Dans le chapitre 3, Rauch aborde la question des adaptations réalisées par Cocteau et des traductions de ses œuvres. Parmi les adaptations, il se concentre sur Roméo et Juliette de Shakespeare et sur Cher Menteur de Jérôme Kilty. Quant au sous-chapitre des traductions, dont le sous-titre indique « mission impossible », il marque les problèmes qui se sont manifestés chez les traducteurs à transposer en anglais des formules empreintes de nuances et de finesses dans la langue source et les hésitations éprouvées par Cocteau à accepter des traductions qui recourent au potentiel de la langue cible pour contourner les spécificités du français. Le chapitre 4 passe en revue les amitiés de Cocteau en fonction de trois époques différentes : la jeunesse (les diplomates Harold Nicolson et Reginald Bridgeman), la période des années 1920 (Nina Hamnett, Mary Butts, Francis Rose et Christopher Wood) et la période des années 1950 (l’épouse de l’ambassadeur d’Angleterre Diana Cooper, la princesse Margaret et Miron Grindea, le directeur de la revue Adam). L’avant-dernier chapitre évoque en détail les différents séjours de Cocteau en Angleterre. Rauch en dénombre sept en tout avec comme activités principales : 9 juin – mi-juillet 1920 pour la création du Bœuf sur le toit au Coliseum ; 10-17 avril 1923 pour un séjour avec Radiguet à Oxford et à Londres ; 8-17 décembre 1924 pour la création du Train bleu au Coliseum ; début juin 1948 pour la première du film L’Aigle à deux têtes ; 10-15 juin 1956 pour sa promotion à l’université d’Oxford ; début novembre 1959 pour décorer la chapelle de Londres et participer à l’oratorio Œdipus Rex ; début mai 1960 pour assister à l’inauguration des fresques de la chapelle et au mariage de la princesse Margaret. L’ouvrage se referme sur une enquête particulièrement intéressante sur la postérité actuelle de Cocteau en Grande-Bretagne. Retenons en peinture l’influence qu’il a exercée sur David Hockney (p. 314) et au cinéma sur Derek Jarman[6], John Maybury, Clive Barker, Storm Thorgerson, Jonathan Glazer et Ken Russell.
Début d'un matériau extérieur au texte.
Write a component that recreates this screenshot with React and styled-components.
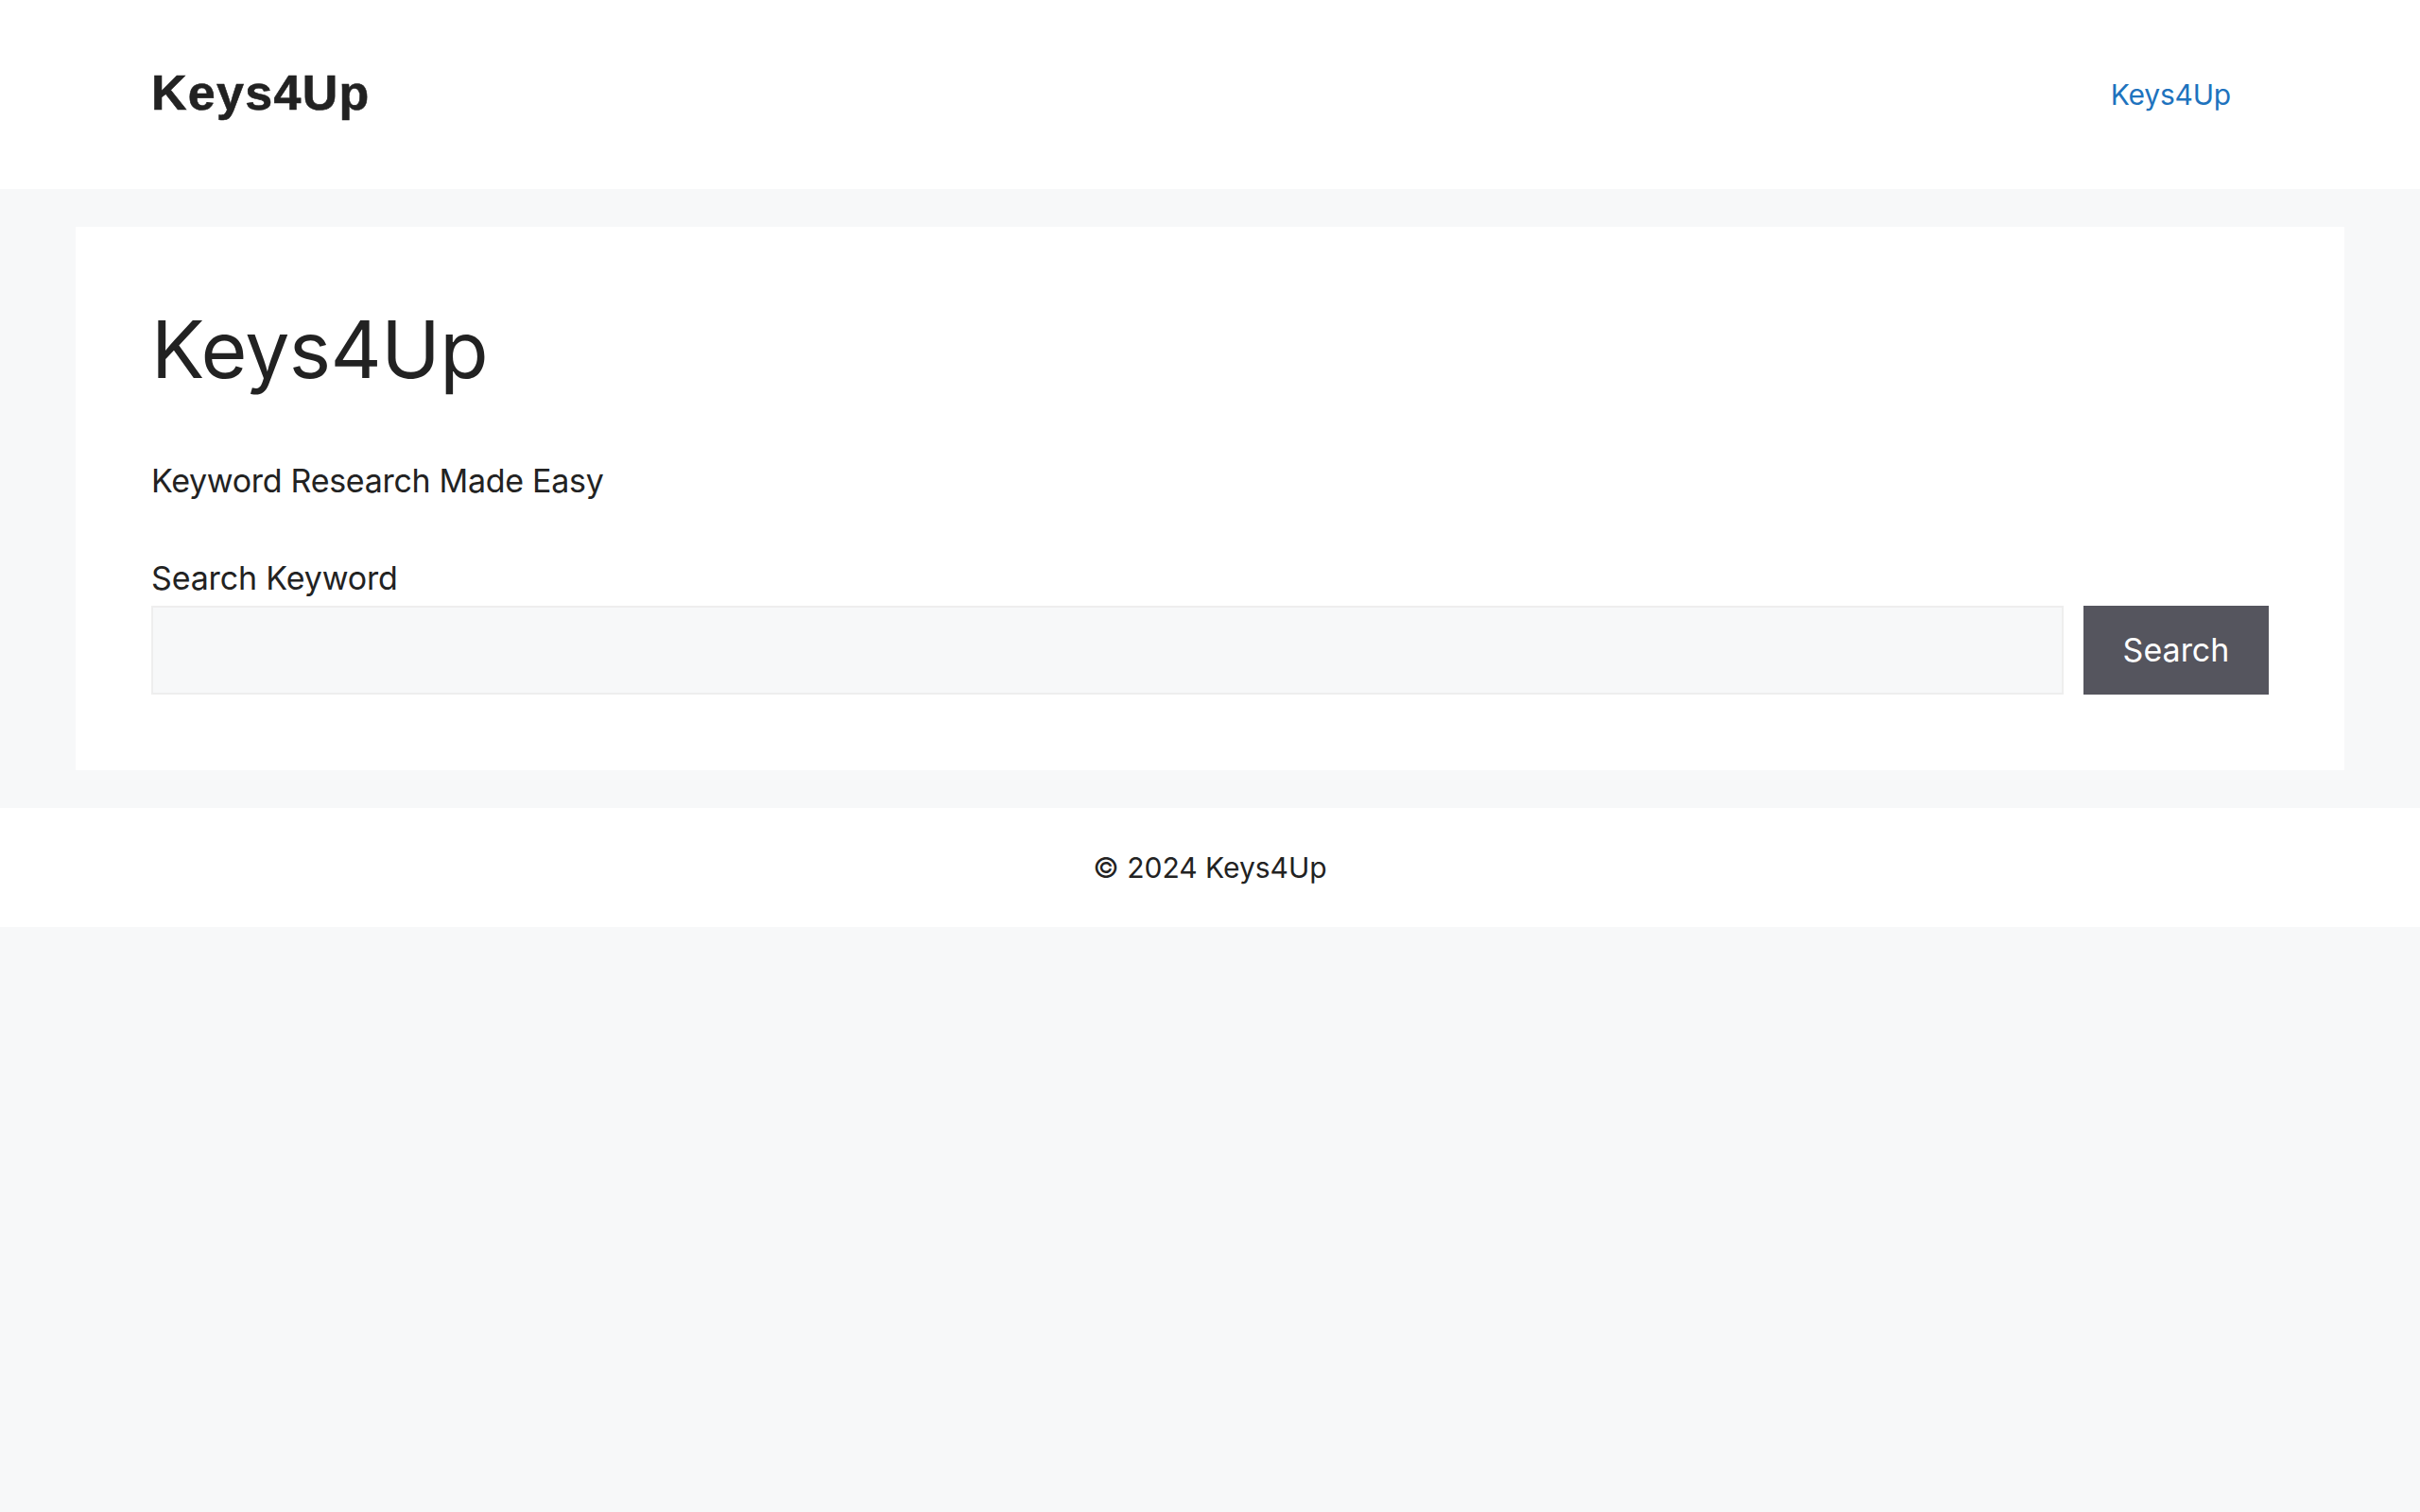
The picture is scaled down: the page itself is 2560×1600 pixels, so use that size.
import React from "react";
import styled, { createGlobalStyle } from "styled-components";

const Global = createGlobalStyle`
  html, body { margin: 0; padding: 0; background: #f7f8f9; }
  body {
    font-family: Inter, "Noto Sans", "Liberation Sans", sans-serif;
    color: #222222;
    -webkit-font-smoothing: antialiased;
  }
  * { box-sizing: border-box; }
`;

const Page = styled.div`
  min-height: 1600px;
  background: #f7f8f9;
  display: flex;
  flex-direction: column;
`;

const Header = styled.header`
  height: 200px;
  background: #ffffff;
  display: flex;
  align-items: center;
  justify-content: space-between;
  padding: 0 160px;
`;

const Brand = styled.a`
  font-family: "Liberation Sans", Arial, sans-serif;
  font-weight: 700;
  font-size: 52px;
  letter-spacing: 1.3px;
  -webkit-text-stroke: 0.6px #222222;
  color: #222222;
  text-decoration: none;
  line-height: 1;
  margin-top: -4px;
`;

const NavLink = styled.a`
  font-size: 30px;
  color: #1e73be;
  text-decoration: none;
  padding: 0 40px;
  line-height: 1;
  letter-spacing: -0.2px;
`;

const Main = styled.main`
  padding: 40px 80px;
`;

const Card = styled.section`
  background: #ffffff;
  padding: 80px;
`;

const Title = styled.h1`
  margin: 0 0 62px;
  font-weight: 400;
  font-size: 84px;
  line-height: 1.2;
  letter-spacing: -0.6px;
  color: #222222;
`;

const Lead = styled.p`
  margin: 0 0 52px;
  font-size: 34px;
  line-height: 51px;
  letter-spacing: -0.3px;
`;

const Label = styled.label`
  display: block;
  font-size: 34px;
  line-height: 51px;
  letter-spacing: -0.15px;
  margin-bottom: 4px;
`;

const Row = styled.form`
  display: flex;
  gap: 21px;
  height: 94px;
`;

const Input = styled.input`
  flex: 1;
  height: 94px;
  background: #f7f8f9;
  border: 2px solid #eeeeee;
  font-size: 34px;
  padding: 0 20px;
  color: #222;
  outline: none;
  font-family: inherit;
`;

const Button = styled.button`
  width: 196px;
  height: 94px;
  background: #55555e;
  color: #ffffff;
  border: none;
  font-family: inherit;
  font-size: 34px;
  padding: 0;
  cursor: pointer;
`;

const Footer = styled.footer`
  background: #ffffff;
  height: 126px;
  display: flex;
  align-items: center;
  justify-content: center;
  font-size: 30px;
  color: #222222;
`;

export default function App() {
  return (
    <Page>
      <Global />
      <Header>
        <Brand href="#">Keys4Up</Brand>
        <NavLink href="#">Keys4Up</NavLink>
      </Header>
      <Main>
        <Card>
          <Title>Keys4Up</Title>
          <Lead>Keyword Research Made Easy</Lead>
          <Label htmlFor="kw">Search Keyword</Label>
          <Row onSubmit={(e) => e.preventDefault()}>
            <Input id="kw" type="text" />
            <Button type="submit">Search</Button>
          </Row>
        </Card>
      </Main>
      <Footer>© 2024 Keys4Up</Footer>
    </Page>
  );
}
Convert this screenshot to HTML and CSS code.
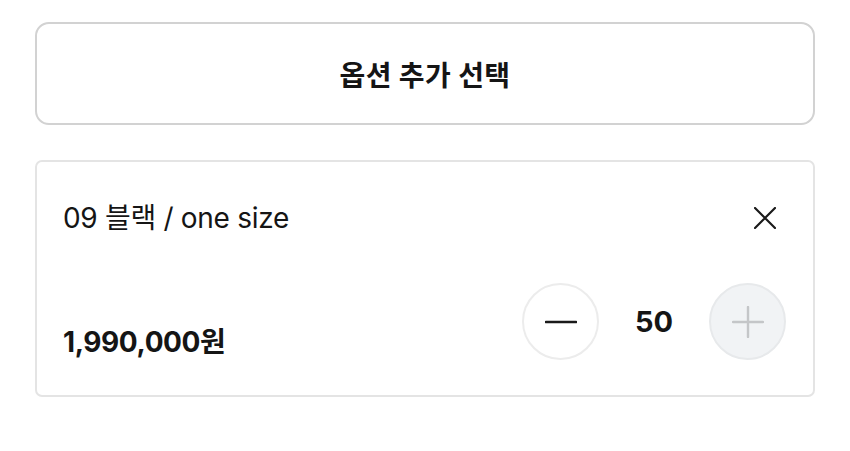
FILE: index.html
```html
<!DOCTYPE html>
<html lang="ko">
<head>
    <meta charset="UTF-8">
    <meta name="viewport" content="width=device-width, initial-scale=1.0">
    <title>옵션 선택</title>
    <link rel="stylesheet" href="styles.css">
</head>
<body>
    <div class="sheet">
        <!-- 옵션 추가 버튼 -->
        <button class="add-btn">옵션 추가 선택</button>

        <!-- 선택된 옵션 -->
        <div class="option-card">
            <div class="option-top">
                <span class="option-name">09 블랙 / one size</span>
                <button class="close-btn" aria-label="삭제">
                    <svg width="22" height="22" viewBox="0 0 22 22">
                        <path d="M1 1L21 21M21 1L1 21" stroke="#1a1a1a" stroke-width="2.2" stroke-linecap="round"/>
                    </svg>
                </button>
            </div>
            <div class="option-bottom">
                <span class="price">1,990,000원</span>
                <div class="stepper">
                    <button class="step minus" aria-label="감소">
                        <svg width="32" height="4" viewBox="0 0 32 4">
                            <path d="M1 2H31" stroke="#1a1a1a" stroke-width="2.6" stroke-linecap="round"/>
                        </svg>
                    </button>
                    <span class="qty">50</span>
                    <button class="step plus" aria-label="증가">
                        <svg width="32" height="32" viewBox="0 0 32 32">
                            <path d="M1 16H31M16 1V31" stroke="#c4c6c8" stroke-width="2.4" stroke-linecap="round"/>
                        </svg>
                    </button>
                </div>
            </div>
        </div>
    </div>
</body>
</html>
```

FILE: styles.css
```css
body {
    margin: 0;
    background: #ffffff;
    font-family: 'Inter', 'Noto Sans CJK KR', sans-serif;
    color: #151515;
}
.sheet {
    padding: 22px 35px;
}
button {
    font-family: inherit;
    background: none;
    border: none;
    padding: 0;
    cursor: pointer;
}
/* 옵션 추가 버튼 */
.add-btn {
    display: block;
    width: 100%;
    height: 103px;
    border: 2px solid #d2d2d2;
    border-radius: 14px;
    background: #fff;
    font-size: 28px;
    font-weight: 700;
    color: #151515;
    letter-spacing: 0.4px;
}
/* 옵션 카드 */
.option-card {
    margin-top: 35px;
    border: 2px solid #e4e4e4;
    border-radius: 7px;
    padding: 36px 27px 35px 26px;
}
.option-top {
    display: flex;
    align-items: center;
    justify-content: space-between;
    height: 40px;
}
.option-name {
    font-size: 28px;
    line-height: 40px;
    letter-spacing: -0.3px;
}
.close-btn {
    width: 28px;
    height: 28px;
    margin-right: 7px;
    display: flex;
    align-items: center;
    justify-content: center;
}
.option-bottom {
    margin-top: 45px;
    display: flex;
    align-items: flex-end;
    justify-content: space-between;
}
.price {
    font-size: 28px;
    font-weight: 700;
    line-height: 36px;
    letter-spacing: -0.4px;
}
.stepper {
    display: flex;
    align-items: center;
}
.step {
    width: 77px;
    height: 77px;
    border-radius: 50%;
    border: 2px solid #ececec;
    background: #fff;
    display: flex;
    align-items: center;
    justify-content: center;
    box-sizing: border-box;
}
.step.plus {
    background: #f1f3f5;
    border-color: #e7e9eb;
}
.qty {
    width: 110px;
    text-align: center;
    font-size: 29px;
    font-weight: 700;
}
```
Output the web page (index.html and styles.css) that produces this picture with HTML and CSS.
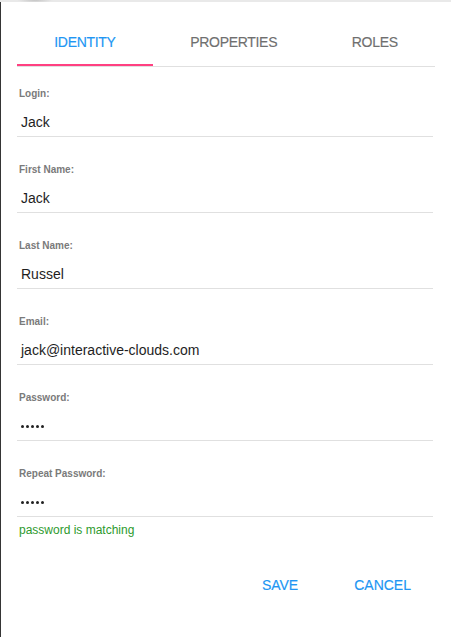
FILE: index.html
```html
<!DOCTYPE html>
<html>
<head>
<meta charset="utf-8">
<link rel="stylesheet" href="styles.css">
</head>
<body>
<div class="topbar"></div>
<div class="dialog">
  <div class="tabs">
    <div class="tab active">IDENTITY</div>
    <div class="tab">PROPERTIES</div>
    <div class="tab">ROLES</div>
  </div>
  <div class="form">
    <div class="field">
      <div class="label">Login:</div>
      <div class="value">Jack</div>
    </div>
    <div class="field">
      <div class="label">First Name:</div>
      <div class="value">Jack</div>
    </div>
    <div class="field">
      <div class="label">Last Name:</div>
      <div class="value">Russel</div>
    </div>
    <div class="field">
      <div class="label">Email:</div>
      <div class="value">jack@interactive-clouds.com</div>
    </div>
    <div class="field">
      <div class="label">Password:</div>
      <div class="value dots"><i></i><i></i><i></i><i></i><i></i></div>
    </div>
    <div class="field">
      <div class="label">Repeat Password:</div>
      <div class="value dots"><i></i><i></i><i></i><i></i><i></i></div>
      <div class="hint">password is matching</div>
    </div>
  </div>
  <div class="actions">
    <div class="btn">SAVE</div>
    <div class="btn">CANCEL</div>
  </div>
</div>
</body>
</html>
```
FILE: styles.css
```css
html, body {
  margin: 0;
  padding: 0;
  background: #fff;
  font-family: "Liberation Sans", Arial, Helvetica, sans-serif;
}
.topbar {
  height: 2px;
  background: radial-gradient(ellipse 18px 3px at 35px 0, #c4c4c4 0%, #e9e9e9 100%);
  background-color: #e9e9e9;
}
.dialog {
  height: 635px;
  box-sizing: border-box;
  border-left: 1px solid #353535;
  padding: 16px 16px 0 16px;
}
.tabs {
  display: flex;
  height: 48px;
  border-bottom: 1px solid #e0e0e0;
}
.tab {
  flex: 1 1 auto;
  display: flex;
  align-items: center;
  justify-content: center;
  font-size: 14px;
  letter-spacing: -0.3px;
  color: #6f6f6f;
  -webkit-text-stroke: 0.15px currentColor;
}
.tab.active {
  color: #2196f3;
  background: linear-gradient(#ff4081, #ff4081) left bottom / 100% 2px no-repeat;
}
.form {
  display: flex;
  flex-direction: column;
  gap: 27px;
  padding-top: 21px;
  margin-right: 2px;
}
.label {
  font-size: 10px;
  line-height: 12px;
  font-weight: bold;
  color: #7a7a7a;
  padding-left: 2px;
  margin-bottom: 12px;
}
.value {
  font-size: 14px;
  line-height: 20px;
  height: 20px;
  color: #1e1e1e;
  padding: 0 0 4px 4px;
  border-bottom: 1px solid #e0e0e0;
}
.dots {
  display: flex;
  align-items: center;
  gap: 2px;
}
.dots i {
  width: 3px;
  height: 3px;
  border-radius: 50%;
  background: #222;
}
.hint {
  font-size: 12px;
  line-height: 14px;
  color: #2d9a2d;
  padding-left: 2px;
  margin-top: 6px;
}
.actions {
  display: flex;
  justify-content: flex-end;
  gap: 24px;
  margin-top: 30px;
  padding-right: 8px;
}
.btn {
  min-width: 64px;
  box-sizing: border-box;
  height: 36px;
  line-height: 36px;
  padding: 0 16px;
  text-align: center;
  font-size: 14px;
  color: #2196f3;
  -webkit-text-stroke: 0.15px currentColor;
}
```
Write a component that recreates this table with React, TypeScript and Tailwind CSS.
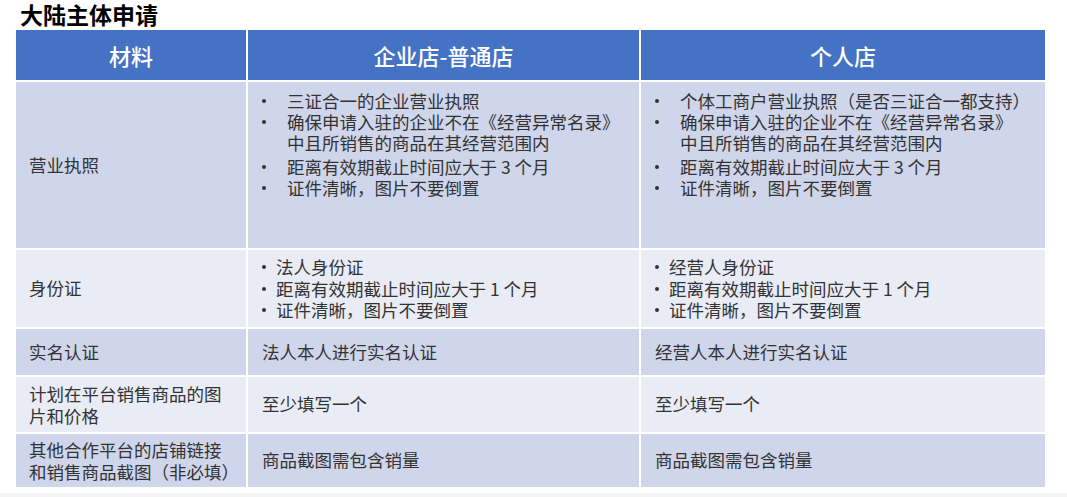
import React from "react";

const font = { fontFamily: '"Noto Sans CJK SC", "Noto Sans", sans-serif' };

function Bullets({ items, indent, lh }: { items: { lines: string[]; extra?: boolean }[]; indent: string; lh: string }) {
  return (
    <div className="flex flex-col">
      {items.map((it, i) => (
        <div key={i} className={`flex ${it.extra ? "mt-[3px]" : ""}`}>
          <div className={`${indent} shrink-0 flex`}>
            <span className={`${lh} flex items-center`}>
              <span className="block w-[4px] h-[4px] rounded-full bg-[#333333]" />
            </span>
          </div>
          <div className="flex flex-col">
            {it.lines.map((l, j) => (
              <span key={j} className={`${lh} whitespace-nowrap`}>
                {l}
              </span>
            ))}
          </div>
        </div>
      ))}
    </div>
  );
}

function Multi({ lines }: { lines: string[] }) {
  return (
    <div className="flex flex-col">
      {lines.map((l, i) => (
        <span key={i} className="leading-[22px] whitespace-nowrap">
          {l}
        </span>
      ))}
    </div>
  );
}

export default function App() {
  const odd = "bg-[#CFD5EA]";
  const even = "bg-[#E9EBF5]";
  const cell = "flex items-center pl-[13px]";
  const cell2 = "flex items-center pl-[14px]";
  const head = "bg-[#4472C4] flex items-center justify-center text-white text-[22px] font-medium";

  return (
    <div className="w-[1067px] h-[497px] bg-white text-[#333333] overflow-hidden" style={font}>
      <div className="h-[30px] pl-[20px] pt-[1px] flex items-start">
        <span className="text-[23px] leading-[26px] font-bold text-black">大陆主体申请</span>
      </div>
      <div className="ml-[16px] w-[1029px] grid grid-cols-[230px_391px_404px] grid-rows-[50px_166px_77px_46px_55px_53px] gap-[2px] text-[17.5px]">
        {/* header */}
        <div className={head}>材料</div>
        <div className={head}>企业店-普通店</div>
        <div className={head}>个人店</div>

        {/* row 1 */}
        <div className={`${odd} ${cell}`}>营业执照</div>
        <div className={`${odd} pt-[8px] pl-[14px]`}>
          <Bullets
            indent="w-[25px]"
            lh="leading-[21px] h-[21px]"
            items={[
              { lines: ["三证合一的企业营业执照"] },
              { lines: ["确保申请入驻的企业不在《经营异常名录》", "中且所销售的商品在其经营范围内"] },
              { lines: ["距离有效期截止时间应大于 3 个月"], extra: true },
              { lines: ["证件清晰，图片不要倒置"] },
            ]}
          />
        </div>
        <div className={`${odd} pt-[8px] pl-[14px]`}>
          <Bullets
            indent="w-[25px]"
            lh="leading-[21px] h-[21px]"
            items={[
              { lines: ["个体工商户营业执照（是否三证合一都支持）"] },
              { lines: ["确保申请入驻的企业不在《经营异常名录》", "中且所销售的商品在其经营范围内"] },
              { lines: ["距离有效期截止时间应大于 3 个月"], extra: true },
              { lines: ["证件清晰，图片不要倒置"] },
            ]}
          />
        </div>

        {/* row 2 */}
        <div className={`${even} ${cell}`}>身份证</div>
        <div className={`${even} ${cell2}`}>
          <Bullets
            indent="w-[14px]"
            lh="leading-[21.5px] h-[21.5px]"
            items={[
              { lines: ["法人身份证"] },
              { lines: ["距离有效期截止时间应大于 1 个月"] },
              { lines: ["证件清晰，图片不要倒置"] },
            ]}
          />
        </div>
        <div className={`${even} ${cell2}`}>
          <Bullets
            indent="w-[14px]"
            lh="leading-[21.5px] h-[21.5px]"
            items={[
              { lines: ["经营人身份证"] },
              { lines: ["距离有效期截止时间应大于 1 个月"] },
              { lines: ["证件清晰，图片不要倒置"] },
            ]}
          />
        </div>

        {/* row 3 */}
        <div className={`${odd} ${cell}`}>实名认证</div>
        <div className={`${odd} ${cell2}`}>法人本人进行实名认证</div>
        <div className={`${odd} ${cell2}`}>经营人本人进行实名认证</div>

        {/* row 4 */}
        <div className={`${even} ${cell}`}>
          <Multi lines={["计划在平台销售商品的图", "片和价格"]} />
        </div>
        <div className={`${even} ${cell2}`}>至少填写一个</div>
        <div className={`${even} ${cell2}`}>至少填写一个</div>

        {/* row 5 */}
        <div className={`${odd} ${cell}`}>
          <Multi lines={["其他合作平台的店铺链接", "和销售商品截图（非必填）"]} />
        </div>
        <div className={`${odd} ${cell2}`}>商品截图需包含销量</div>
        <div className={`${odd} ${cell2}`}>商品截图需包含销量</div>
      </div>
      <div className="mt-[6px] h-[12px] bg-[#F4F4F4]" />
    </div>
  );
}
Mentionnons enfin parmi les annexes deux bibliographies particulièrement précieuses, celle des œuvres de Cocteau diffusées en Angleterre (1921-2018) et celle des ouvrages sur Cocteau par des auteurs anglo-saxons (1955-2019).
[1] Voir Jean Cocteau, « Poèmes inédits », David Gullentops (éd.), dans Serge Linarès (dir.), Jean Cocteau, Paris, L’Herne, « Cahiers de l’Herne », 2016, p. 191-195.
[2] David Gullentops et Ann Van Sevenant, Les Mondes de Jean Cocteau : poétique et esthétique. Jean Cocteau’s Worlds : Poetics and Aesthetics, Paris, Éditions Non Lieu, 2012, p. 101-102.
[3] Le public britannique ne comprend pas qu’un artiste comme Cocteau, qu’il rattache à l’avant-garde européenne et en particulier au mouvement dada, puisse revendiquer l’autonomie de sa création de tout mouvement artistique existant. Or ce principe d’autonomie est un des fondements du dadaïsme.
[4] Rauch signale par ailleurs que Samuel Beckett a assuré la traduction du texte de présentation de Cocteau pour cette exposition.
[5] Pour une analyse de La Peur donnant des ailes au courage, voir David Gullentops, « Jean Cocteau, un ouvrage et une exposition », Cahiers Jean Cocteau, n°22, 2024, 8 p. URL : https://cahiersjeancocteau.com/articles/jean-cocteau-un-ouvrage-et-une-exposition/
[6] Derek Jarman avait déjà fait l’objet d’un rapprochement avec Cocteau dans le catalogue Derek Jarman – Jean Cocteau. Alchimie, sous la direction de Dominique Bax, avec la collaboration de Cyril Béghin, publié à l’occasion du 19e festival du Magic Cinéma à Bobigny (26 mars – 13 avril 2008), Bobigny, Le Magic Cinéma, collection « Théâtres au cinéma », tome 19, 2008, 256 p.